A study of surgical residents found doctors are more able to convey and explain cancer diagnoses after receiving brief training in communication, but education did not improve physicians' perceived empathy. The research, published by the Archives of Surgery (subscription required), measured residents' ability to communicate with mock breast or rectal cancer patients on two scales, before and after training.
Training helps residents explain diagnoses: study
After training, residents' performed better on a communication checklist for patients receiving a cancer diagnosis. The median score increased favorably to 11 from 8.5 on a scale of zero to 13. Training included a lecture from a surgeon who went with his wife to her physician visits and has been a patient himself; formal communication instruction; and role playing.

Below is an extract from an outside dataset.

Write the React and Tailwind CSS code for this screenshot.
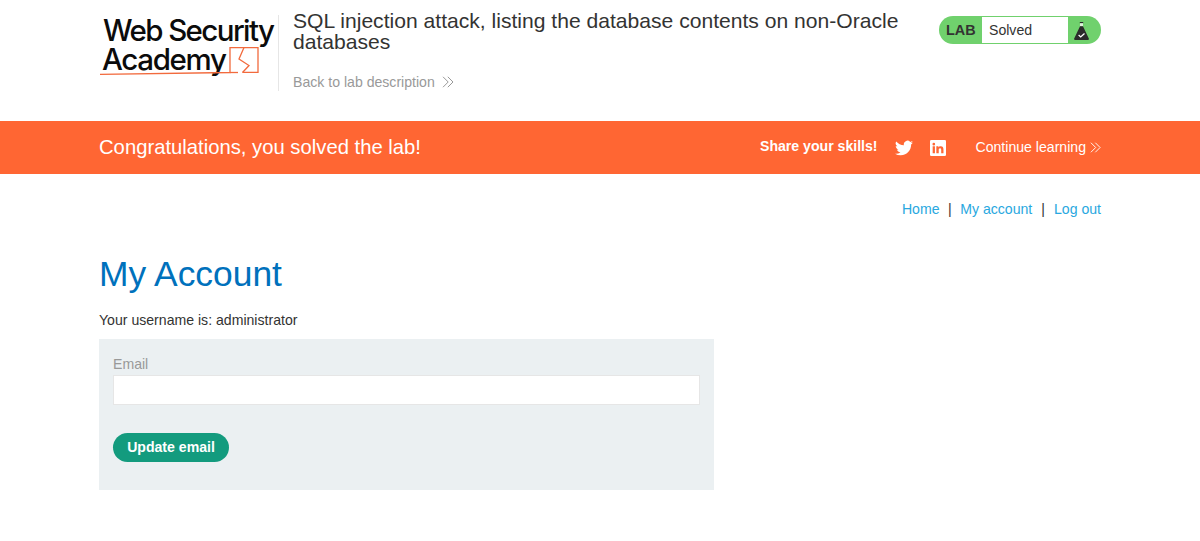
import React from "react";

const Chevrons = ({ className }) => (
  <svg viewBox="0 0 12 12" className={className} fill="none" stroke="currentColor" strokeWidth="1">
    <path d="M1 .8 6.200 6 1 11.200M5.800 .8 11 6 5.800 11.200" />
  </svg>
);

const Twitter = () => (
  <svg viewBox="0 0 24 24" className="w-[18px] h-[18px] block" fill="#fff">
    <path d="M24 4.600c-.9.4-1.800.7-2.800.8 1-.6 1.800-1.600 2.200-2.700-1 .6-2 1-3.100 1.200A4.900 4.900 0 0 0 11.900 8.400A14 14 0 0 1 1.700 3.200a4.900 4.900 0 0 0 1.500 6.600c-.8 0-1.600-.2-2.200-.6v.1c0 2.400 1.700 4.400 3.900 4.800-.7.2-1.500.2-2.200.1.600 2 2.400 3.400 4.600 3.400A9.900 9.900 0 0 1 0 19.600a14 14 0 0 0 7.500 2.200c9.100 0 14-7.500 14-14v-.6c1-.7 1.800-1.600 2.500-2.600z" />
  </svg>
);

const Linkedin = () => (
  <svg viewBox="0 0 24 24" className="w-[16px] h-[16px] block">
    <rect width="24" height="24" rx="2" fill="#fff" />
    <path fill="#ff6633" d="M4 9.500h3.400V20H4zM5.700 4.200a2 2 0 1 1 0 4 2 2 0 0 1 0-4zM9.500 9.500h3.200V11c.5-.9 1.700-1.800 3.400-1.800 3.500 0 4.100 2.300 4.100 5.300V20h-3.400v-4.900c0-1.200 0-2.700-1.700-2.700s-2 1.300-2 2.600v5H9.500z" />
  </svg>
);

const Flask = () => (
  <svg viewBox="0 0 15 18" className="w-[15px] h-[18px] block">
    <path d="M5.800 0h3.400v1.200H5.800z" fill="#2b2b2b" />
    <path d="M6 1.200h3v3H6z" fill="#dff3dc" />
    <path d="M6 4.200h3L14.800 16.500a1 1 0 0 1-.9 1.500H1.100a1 1 0 0 1-.9-1.500z" fill="#2b2b2b" />
    <path d="M4.600 13l2.100 1.900 3.800-3.400" stroke="#fff" strokeWidth="1.300" fill="none" />
  </svg>
);

const Logo = () => (
  <div className="relative w-[180px] h-[76px] shrink-0 border-r border-[#e6e6e6] font-['Inter','Noto_Sans',sans-serif] text-[#0b0b0b] font-medium">
    <div className="absolute left-[4px] top-[1px] text-[29.5px] leading-[28px] tracking-[-1.6px] whitespace-nowrap">Web Security</div>
    <div className="absolute left-[3px] top-[30px] text-[29.5px] leading-[28px] tracking-[-1.35px] whitespace-nowrap">Academy</div>
    <svg viewBox="0 0 179 76" className="absolute left-0 top-0 w-[179px] h-[76px]" fill="none" stroke="#f26a3d" strokeWidth="1.300">
      <path d="M1 59.300 131 57.500V32.600h28v24.800h-15.500" />
      <path d="M145 32.600 140 44l10 6.500-6.500 7" />
      <path d="M131 57.500h8" />
    </svg>
  </div>
);

export default function App() {
  return (
    <div className="min-h-[541px] bg-white font-['Liberation_Sans',Arial,sans-serif] text-[#333332]">
      <header className="h-[121px] px-[99px] pt-[15px] flex">
        <Logo />
        <div className="flex-1 pl-[14px]">
          <h2 className="text-[21.1px] leading-[21px] w-[630px] text-[#333332] -mt-[5px]">
            SQL injection attack, listing the database contents on non-Oracle databases
          </h2>
          <a className="mt-[21px] flex items-center gap-[7px] text-[14.1px] leading-[18px] text-[#999]">
            Back to lab description
            <Chevrons className="w-[12px] h-[12px]" />
          </a>
        </div>
        <div className="w-[162px] h-[28px] rounded-[14px] bg-[#70d16d] flex overflow-hidden items-stretch self-start mt-[1px] shrink-0">
          <span className="w-[43px] pl-[7px] pt-[1px] flex items-center text-[14.4px] font-bold text-[#333332]">LAB</span>
          <span className="w-[86px] my-[1px] bg-white pl-[7px] pt-[1px] flex items-center text-[14.1px] text-[#333332]">Solved</span>
          <span className="flex-1 flex items-center justify-center pr-[7px] pt-[2px]"><Flask /></span>
        </div>
      </header>

      <section className="h-[53px] bg-[#ff6633] text-white px-[99px] flex items-center">
        <h4 className="text-[20.25px] leading-[24px] flex-1 -mt-[2px]">Congratulations, you solved the lab!</h4>
        <span className="text-[14.1px] font-bold mr-[17px] -mt-[2px]">Share your skills!</span>
        <Twitter />
        <span className="w-[17px]" />
        <Linkedin />
        <a className="ml-[30px] flex items-center gap-[4px] text-[14.1px]">
          Continue learning
          <Chevrons className="w-[11px] h-[11px]" />
        </a>
      </section>

      <main className="px-[99px]">
        <nav className="flex justify-end items-center h-[70px] pt-[1px] text-[14.1px] text-[#333332]">
          <a className="text-[#29a8e0]">Home</a>
          <span className="mx-[8.500px]">|</span>
          <a className="text-[#29a8e0]">My account</a>
          <span className="mx-[9px]">|</span>
          <a className="text-[#29a8e0]">Log out</a>
        </nav>
        <h1 className="text-[35.4px] leading-[42px] text-[#0071bc] mt-[9px]">My Account</h1>
        <p className="text-[14.1px] leading-[18px] mt-[16px]">Your username is: administrator</p>
        <form className="mt-[10px] w-[615px] h-[151px] bg-[#ebf0f2] px-[14px] pt-[16px]">
          <label className="block text-[14.1px] leading-[18px] text-[#999]">Email</label>
          <input className="block w-full h-[30px] mt-[2px] bg-white border border-[#e6e6e6]" />
          <button type="button" className="mt-[28px] h-[29px] w-[116px] rounded-[15px] bg-[#139b7e] text-white text-[14.1px] font-bold">Update email</button>
        </form>
      </main>
    </div>
  );
}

However, the study found no significant change in performance on measures of empathy; the amount of jargon that residents use; residents' ability to question and summarize information; and the pace of the visit. The median score was 61.5 after training, compared with 58 prior to the two-hour education. Residents did see a significant gain for one of 16 items measured concerning patient support, but the measure could be improved with an “easily memorized checklist,” the study said.
“Factors such as lack of jargon, verbal facilitation skills, and effective summarizing can also be taught,” the researchers wrote. “However, it is likely that sustained coaching with repeated practice, rather than a one-time session, will be required to see improvement in performance.”
The study included 44 surgical residents within the University of Connecticut Health Center surgery department; 30 provided complete data for all sessions.
Researchers' prognosis was less certain when it came to improving residents' empathy, non-verbal communication and concern for others' views, which “have a significant innate component, often involving attitudes, and are more difficult to change,” the paper said.